Raising Rangers

  1. vermontgal
    Raising Colored Rangers (aka Freedom Rangers)
    2009
    Arrival- On May 15, I took delivery of 102 chicks, hatched May 13, at the local post office. The chicks arrived on the 4 am truck, shipped from Pennsylvania (jmhatchery.com) on the afternoon of 4/13 via USPS Priority Mail. The post office called me near the civilized hour of 7 am, and I went down to pick them up along with a friend. All 102 chicks arrived healthy, although they were a little cold. I had set up my heat lamps before departing for the PO but the chicks still chirped loudly, complaining of being cold for the first hour or so. Of the order of 100, I had sold off 90 on craigslist, planning to keep 10. As everyone looked healthy, I got to keep 12! All of my craigslist purchase buddies picked up by 2 pm. Smooth.
    Their initial feed was Green Mountain organic chick starter, and warm water with vitamins & electrolytes.
    Week 1 - For the first week, I brooded them in a large plastic container with a 100w heat emitter and/or light bulb. I also used a 17watt seedling heat mat - radiant heat flooring for chicks! They loved it and seemed to always sleep on the heat mat area. They had some minor problems with pasty butt which I first, erroneously, treated with molasses based on poor advice obtained on BYC. :( I then read more threads, wised up, and switched to apple cider vinegar, about 1 tablespoon in their quart waterer. I also treated the pasty butt by carefully picking the pasty droppings off the backside of the chicks, and rubbing their little chicken butts with antibiotic ointment.
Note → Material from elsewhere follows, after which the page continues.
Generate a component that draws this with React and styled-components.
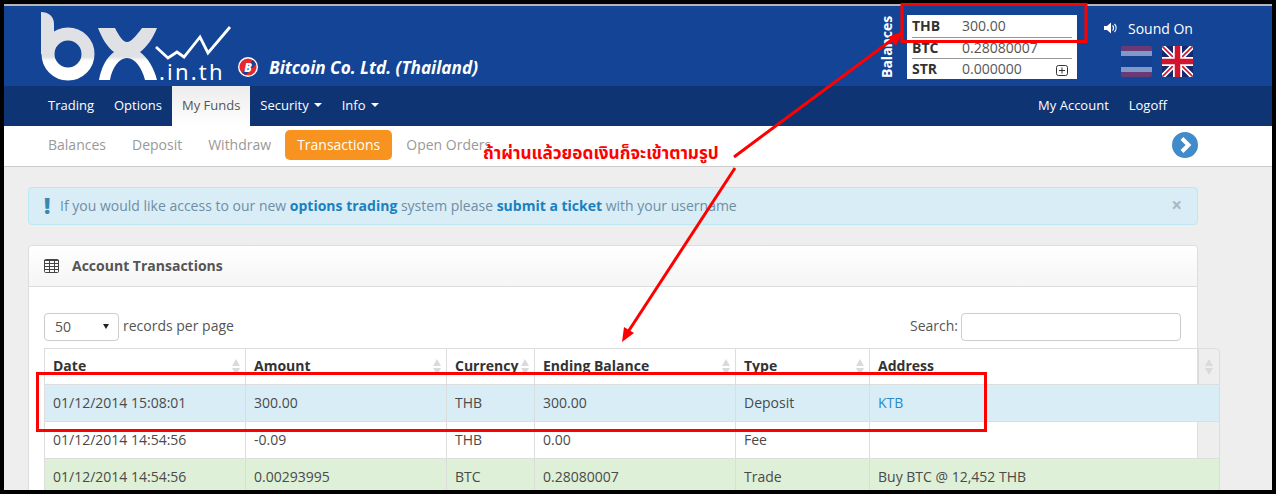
import React from 'react';
import styled, { createGlobalStyle } from 'styled-components';

const GlobalStyle = createGlobalStyle`
  html, body {
    margin: 0;
    padding: 0;
    background: #000;
  }
  * {
    box-sizing: border-box;
  }
`;

const Screen = styled.div`
  position: relative;
  width: 1276px;
  height: 494px;
  overflow: hidden;
  background: #000;
  padding: 4px 4px 4px;
  font-family: 'Open Sans', 'Noto Sans', sans-serif;
  font-size: 14px;
  color: #333;
`;

const Page = styled.div`
  height: 486px;
  overflow: hidden;
  background: #eee;
  border-top: 2px solid #b5b5b5;
`;

const Header = styled.header`
  height: 80px;
  background: #134495;
  display: flex;
  color: #fff;
`;

const LogoMark = styled.svg`
  flex: none;
  width: 200px;
  height: 80px;
  margin-left: 32px;
`;

const Company = styled.div`
  display: flex;
  align-items: center;
  gap: 11px;
  margin: 51px 0 0 2px;
  height: 20px;
`;

const CompanyName = styled.span`
  font-size: 17.2px;
  font-weight: 700;
  font-style: italic;
  white-space: nowrap;
`;

const BalanceArea = styled.div`
  display: flex;
  margin-left: auto;
  padding-top: 9px;
`;

const BalanceLabel = styled.div`
  writing-mode: vertical-rl;
  transform: rotate(180deg);
  height: 63px;
  width: 14px;
  margin-right: 13px;
  font-size: 14px;
  line-height: 14px;
  font-weight: 700;
  text-align: left;
`;

const BalanceBox = styled.div`
  position: relative;
  width: 170px;
  height: 64px;
  background: #fff;
  padding: 0 5px;
  color: #333;
`;

const BalanceRow = styled.div`
  display: flex;
  align-items: center;
  height: ${(p) => p.$height}px;
  line-height: 20px;
  border-bottom: ${(p) => (p.$last ? '0' : '1px solid #999')};
`;

const BalanceCode = styled.b`
  width: 50px;
  font-size: 14px;
`;

const BalanceValue = styled.span`
  font-size: 14px;
  color: #555;
`;

const PlusIcon = styled.svg`
  position: absolute;
  right: 9px;
  bottom: 3px;
`;

const SoundArea = styled.div`
  width: 195px;
  padding: 12px 0 0 26px;
  display: flex;
  flex-direction: column;
`;

const SoundRow = styled.div`
  display: flex;
  align-items: center;
  gap: 10px;
  height: 20px;
  font-size: 14px;
`;

const SoundGlyph = styled.svg`
  margin-left: 1px;
`;

const Flags = styled.div`
  display: flex;
  gap: 10px;
  margin: 8px 0 0 18px;
`;

const FlagIcon = styled.svg`
  display: block;
  border-radius: 2px;
`;

const MainNav = styled.nav`
  height: 40px;
  background: #0e3474;
  display: flex;
  padding-left: 34px;
  padding-right: 95px;
`;

const NavLink = styled.a`
  display: flex;
  align-items: center;
  gap: 5px;
  height: 40px;
  padding: 0 10px 2px;
  font-size: 13px;
  color: ${(p) => (p.$active ? '#555' : '#fff')};
  background: ${(p) => (p.$active ? 'linear-gradient(#ececec, #fff)' : 'transparent')};
  margin-left: ${(p) => (p.$push ? 'auto' : '0')};
`;

const Caret = styled.i`
  width: 0;
  height: 0;
  border-left: 4px solid transparent;
  border-right: 4px solid transparent;
  border-top: 4px solid #fff;
`;

const SubNav = styled.nav`
  height: 41px;
  background: #fff;
  border-bottom: 1px solid #ccc;
  display: flex;
  align-items: center;
  padding: 0 74px 2px 44px;
`;

const SubLink = styled.a`
  font-size: 14px;
  line-height: 30px;
  height: 30px;
  border-radius: 5px;
  color: ${(p) => (p.$active ? '#fff' : '#999')};
  background: ${(p) => (p.$active ? '#f7931e' : 'transparent')};
  padding: ${(p) => (p.$active ? '0 12px' : '0')};
  margin-right: ${(p) => (p.$active || p.$tight ? '14px' : '26px')};
`;

const NextButton = styled.svg`
  margin-left: auto;
`;

const Content = styled.main`
  padding: 20px 74px 0 24px;
`;

const Alert = styled.div`
  height: 38px;
  background: #d9edf7;
  border: 1px solid #bce8f1;
  border-radius: 4px;
  display: flex;
  align-items: center;
  padding: 0 15px 2px;
  color: #6f8ea3;
  font-size: 14px;
  white-space: nowrap;
`;

const AlertMark = styled.b`
  width: 16px;
  font-size: 22px;
  line-height: 22px;
  color: #3a87ad;
  font-weight: 800;
`;

const AlertLink = styled.b`
  color: #1a80bf;
`;

const AlertClose = styled.b`
  margin-left: auto;
  font-size: 19px;
  line-height: 19px;
  color: #a9b9c2;
`;

const Panel = styled.section`
  margin-top: 20px;
  background: #fff;
  border: 1px solid #ddd;
  border-radius: 4px;
  height: 300px;
`;

const PanelHeader = styled.div`
  height: 41px;
  display: flex;
  align-items: center;
  gap: 13px;
  padding: 0 15px 1px;
  background: linear-gradient(#fff, #f5f5f5);
  border-bottom: 1px solid #ddd;
  border-radius: 4px 4px 0 0;
  color: #555;
  font-weight: 700;
  font-size: 14px;
`;

const Controls = styled.div`
  display: flex;
  justify-content: space-between;
  align-items: flex-end;
  height: 61px;
  padding: 0 16px 7px 15px;
`;

const ControlGroup = styled.label`
  display: flex;
  align-items: center;
  gap: 3px;
  font-size: 14px;
  color: #555;
`;

const ControlText = styled.span`
  margin-bottom: 3px;
`;

const PageSize = styled.div`
  width: 75px;
  height: 28px;
  border: 1px solid #ccc;
  border-radius: 4px;
  background: #fff;
  display: flex;
  align-items: center;
  justify-content: space-between;
  padding: 0 9px 2px 10px;
  color: #555;
  margin-right: 1px;
`;

const SelectArrow = styled.i`
  width: 0;
  height: 0;
  border-left: 3px solid transparent;
  border-right: 3px solid transparent;
  border-top: 5px solid #222;
`;

const SearchInput = styled.input`
  width: 220px;
  height: 28px;
  border: 1px solid #ccc;
  border-radius: 4px;
  background: #fff;
`;

const Table = styled.table`
  table-layout: fixed;
  width: 1176px;
  margin-left: 15px;
  border-collapse: separate;
  border-spacing: 0;
  font-size: 14px;
`;

const HeadCell = styled.th`
  position: relative;
  height: 37px;
  padding: 7px 8px 9px;
  text-align: left;
  font-weight: 700;
  color: #333;
  white-space: nowrap;
  border-top: 1px solid #ddd;
  border-left: 1px solid #ddd;
  border-bottom: 1px solid #ddd;
  &:last-child {
    border-radius: 0 4px 0 0;
    border-right: 1px solid #ddd;
  }
`;

const SortIcon = styled.svg`
  position: absolute;
  right: ${(p) => p.$right || 4}px;
  top: 9px;
`;

const Row = styled.tr`
  background: ${(p) => p.$tone || 'transparent'};
`;

const Cell = styled.td`
  height: 37px;
  padding: 7px 8px 9px;
  color: #4a4a4a;
  white-space: nowrap;
  border-left: 1px solid #ddd;
  border-bottom: 1px solid #ddd;
  &:last-child {
    border-right: 1px solid #ddd;
  }
`;

const AddressLink = styled.a`
  color: #2a8ac9;
`;

const Annotation = styled.svg`
  position: absolute;
  inset: 0;
  pointer-events: none;
`;

const Note = styled.div`
  position: absolute;
  left: 483px;
  top: 142px;
  font-family: 'Noto Sans Thai', 'Noto Sans', 'DejaVu Sans', sans-serif;
  font-size: 17.2px;
  line-height: 24px;
  font-weight: 700;
  color: #ff0000;
  white-space: nowrap;
`;

const COLUMNS = [
  { title: 'Date', width: 201, sortable: true },
  { title: 'Amount', width: 201, sortable: true },
  { title: 'Currency', width: 88, sortable: true },
  { title: 'Ending Balance', width: 201, sortable: true },
  { title: 'Type', width: 134, sortable: true },
  { title: 'Address', width: 329 },
];

const ROWS = [
  { tone: '#d9edf7', cells: ['01/12/2014 15:08:01', '300.00', 'THB', '300.00', 'Deposit', <AddressLink key="ktb">KTB</AddressLink>] },
  { cells: ['01/12/2014 14:54:56', '-0.09', 'THB', '0.00', 'Fee', ''] },
  { tone: '#dff0d8', cells: ['01/12/2014 14:54:56', '0.00293995', 'BTC', '0.28080007', 'Trade', 'Buy BTC @ 12,452 THB'] },
];

const Logo = () => (
  <LogoMark viewBox="36 6 200 80">
    <defs>
      <linearGradient id="logoShade" gradientUnits="userSpaceOnUse" x1="0" y1="12" x2="0" y2="80">
        <stop offset="0.66" stopColor="#dfe1e5" />
        <stop offset="0.72" stopColor="#fff" />
      </linearGradient>
    </defs>
    <circle cx="68" cy="54" r="20" fill="none" stroke="url(#logoShade)" strokeWidth="13" />
    <path d="M41 12 C48 12 54 16 54 24 V54 H41Z" fill="url(#logoShade)" />
    <path
      d="M98 28 H115 C119 36 123 42 127 42 C131 42 136 36 142 28 H157 C153 38 147 47 140 52 C148 58 154 68 157 80 H145 C142 68 135 58 127 58 C119 58 112 68 110 80 H99 C101 68 106 58 114 52 C107 47 102 38 98 28Z"
      fill="url(#logoShade)"
    />
    <polyline points="156,47 168,58 177,52 184,57 200,37 208,53 230,27" fill="none" stroke="#fff" strokeWidth="2.8" />
    <text x="159" y="80" fill="#fff" fontFamily="'Noto Sans', sans-serif" fontSize="22" letterSpacing="2.2">.in.th</text>
  </LogoMark>
);

const CoinBadge = () => (
  <svg width="20" height="20" viewBox="0 0 20 20">
    <circle cx="10" cy="10" r="10" fill="#fff" />
    <circle cx="10" cy="10" r="8.6" fill="#e8262b" />
    <path d="M15 3 L18 7 L8 18 L4 16Z" fill="#134495" />
    <text x="10" y="14.5" textAnchor="middle" fontFamily="'Open Sans', sans-serif" fontWeight="800" fontStyle="italic" fontSize="12" fill="#fff">B</text>
  </svg>
);

const SoundIcon = () => (
  <SoundGlyph width="14" height="14" viewBox="0 0 14 14">
    <path d="M0 5 H3 L7 1.5 V12.5 L3 9 H0Z" fill="#fff" />
    <path d="M8.5 4.5 A3.5 3.5 0 0 1 8.5 9.5 M10.5 3 A6 6 0 0 1 10.5 11" fill="none" stroke="#fff" strokeWidth="1.2" />
  </SoundGlyph>
);

const ThaiFlag = () => (
  <FlagIcon width="31" height="31" viewBox="0 0 31 31">
    <rect width="31" height="31" fill="#6b3a74" />
    <rect y="5" width="31" height="5" fill="#8199c8" />
    <rect y="10" width="31" height="11" fill="#153f8f" />
    <rect y="21" width="31" height="5" fill="#8199c8" />
  </FlagIcon>
);

const UkFlag = () => (
  <FlagIcon width="31" height="31" viewBox="0 0 31 31">
    <rect width="31" height="31" fill="#16296e" />
    <path d="M0 0 L31 31 M31 0 L0 31" stroke="#fff" strokeWidth="5" />
    <path d="M0 0 L31 31 M31 0 L0 31" stroke="#d2142e" strokeWidth="1.6" />
    <path d="M15.5 0 V31 M0 15.5 H31" stroke="#fff" strokeWidth="9" />
    <path d="M15.5 0 V31 M0 15.5 H31" stroke="#d2142e" strokeWidth="5.5" />
  </FlagIcon>
);

const SortArrows = ({ right }) => (
  <SortIcon $right={right} width="10" height="18" viewBox="0 0 10 18">
    <path d="M5 1 L9 8 H1Z M5 17 L9 10 H1Z" fill="#d8dadc" />
  </SortIcon>
);

const App = () => (
  <>
    <GlobalStyle />
    <Screen>
      <Page>
        <Header>
          <Logo />
          <Company>
            <CoinBadge />
            <CompanyName>Bitcoin Co. Ltd. (Thailand)</CompanyName>
          </Company>
          <BalanceArea>
            <BalanceLabel>Balances</BalanceLabel>
            <BalanceBox>
              <BalanceRow $height={23}>
                <BalanceCode>THB</BalanceCode>
                <BalanceValue>300.00</BalanceValue>
              </BalanceRow>
              <BalanceRow $height={21}>
                <BalanceCode>BTC</BalanceCode>
                <BalanceValue>0.28080007</BalanceValue>
              </BalanceRow>
              <BalanceRow $height={20} $last>
                <BalanceCode>STR</BalanceCode>
                <BalanceValue>0.000000</BalanceValue>
              </BalanceRow>
              <PlusIcon width="12" height="11" viewBox="0 0 12 11">
                <rect x="0.5" y="0.5" width="11" height="10" rx="2" fill="none" stroke="#333" />
                <path d="M6 2.5 V8.5 M3 5.5 H9" stroke="#333" />
              </PlusIcon>
            </BalanceBox>
          </BalanceArea>
          <SoundArea>
            <SoundRow>
              <SoundIcon />
              Sound On
            </SoundRow>
            <Flags>
              <ThaiFlag />
              <UkFlag />
            </Flags>
          </SoundArea>
        </Header>
        <MainNav>
          <NavLink>Trading</NavLink>
          <NavLink>Options</NavLink>
          <NavLink $active>My Funds</NavLink>
          <NavLink>Security <Caret /></NavLink>
          <NavLink>Info <Caret /></NavLink>
          <NavLink $push>My Account</NavLink>
          <NavLink>Logoff</NavLink>
        </MainNav>
        <SubNav>
          <SubLink>Balances</SubLink>
          <SubLink>Deposit</SubLink>
          <SubLink $tight>Withdraw</SubLink>
          <SubLink $active>Transactions</SubLink>
          <SubLink>Open Orders</SubLink>
          <NextButton width="26" height="26" viewBox="0 0 26 26">
            <circle cx="13" cy="13" r="13" fill="#428bca" />
            <path d="M10 6.5 L16.5 13 L10 19.5" fill="none" stroke="#fff" strokeWidth="4" />
          </NextButton>
        </SubNav>
        <Content>
          <Alert>
            <AlertMark>!</AlertMark>
            <span>
              If you would like access to our new <AlertLink>options trading</AlertLink> system please{' '}
              <AlertLink>submit a ticket</AlertLink> with your username
            </span>
            <AlertClose>×</AlertClose>
          </Alert>
          <Panel>
            <PanelHeader>
              <svg width="15" height="14" viewBox="0 0 15 14" fill="none" stroke="#444">
                <rect x="0.5" y="0.5" width="14" height="13" rx="1" />
                <path d="M0 1.5 H15 M0 4.5 H15 M0 7.5 H15 M0 10.5 H15 M5.5 1 V14 M10.5 1 V14" />
              </svg>
              Account Transactions
            </PanelHeader>
            <Controls>
              <ControlGroup>
                <PageSize>
                  50
                  <SelectArrow />
                </PageSize>
                <ControlText>records per page</ControlText>
              </ControlGroup>
              <ControlGroup>
                <ControlText>Search:</ControlText>
                <SearchInput />
              </ControlGroup>
            </Controls>
            <Table>
              <colgroup>
                {COLUMNS.map((c) => <col key={c.title} width={c.width} />)}
                <col />
              </colgroup>
              <thead>
                <tr>
                  {COLUMNS.map((c) => (
                    <HeadCell key={c.title}>
                      {c.title}
                      {c.sortable && <SortArrows />}
                    </HeadCell>
                  ))}
                  <HeadCell>
                    <SortArrows right={5} />
                  </HeadCell>
                </tr>
              </thead>
              <tbody>
                {ROWS.map((r) => (
                  <Row key={r.cells[0] + r.cells[1]} $tone={r.tone}>
                    {r.cells.map((value, i) => (
                      <Cell key={COLUMNS[i].title} colSpan={i === 5 ? 2 : 1}>{value}</Cell>
                    ))}
                  </Row>
                ))}
              </tbody>
            </Table>
          </Panel>
        </Content>
      </Page>
      <Annotation width="1276" height="494" viewBox="0 0 1276 494">
        <g fill="none" stroke="#ff0000" strokeWidth="3">
          <rect x="902" y="4.5" width="184" height="37" />
          <rect x="37.5" y="373.5" width="948" height="57" />
          <path d="M734 157 L897 36" />
          <path d="M735 168 L626 335" />
        </g>
        <path d="M903 31 L888 37 L896 46Z M622 342 L624 327 L634 333Z" fill="#ff0000" />
      </Annotation>
      <Note>ถ้าผ่านแล้วยอดเงินก็จะเข้าตามรูป</Note>
    </Screen>
  </>
);

export default App;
    Week 2 - I moved them out to the 4x6 a-frame chicken tractor when they were a little more than a week old. At this age, it was a little challenging for them to get up and down the chicken ladder, so I had to build some additional steps out of bricks, so that the chicken ladder could hang less steeply. They had problems learning how to use the chicken ladder. I kept the chicken tractor close to the house, and used the 100w heat emitter, plus the seedling heat mat, to keep them warm. We had some cold nights with frosts during this time. Our frost-free date in my area is the very end of May.
    Week 3 / 4 - I moved the chicken tractor around my own very small yard a several times, moving it every couple days. The chicks would eat the grass bare in this time, and were pooping up a storm. I continued to use the heat emitter on colder days, and the seedling heat mat regularly. By mid June (age 4 weeks), it was warm enough and the chicks had enough body mass/ feathers, that they were ready to go without heat.
    We ran out of the 50 lb bag of chick starter at the end of week 4, and I bought a 50 lb bag of organic turkey crumbles (21% protein, less than 1% higher than the conventional grower crumbles but 2% higher than the organic grower crumbles.)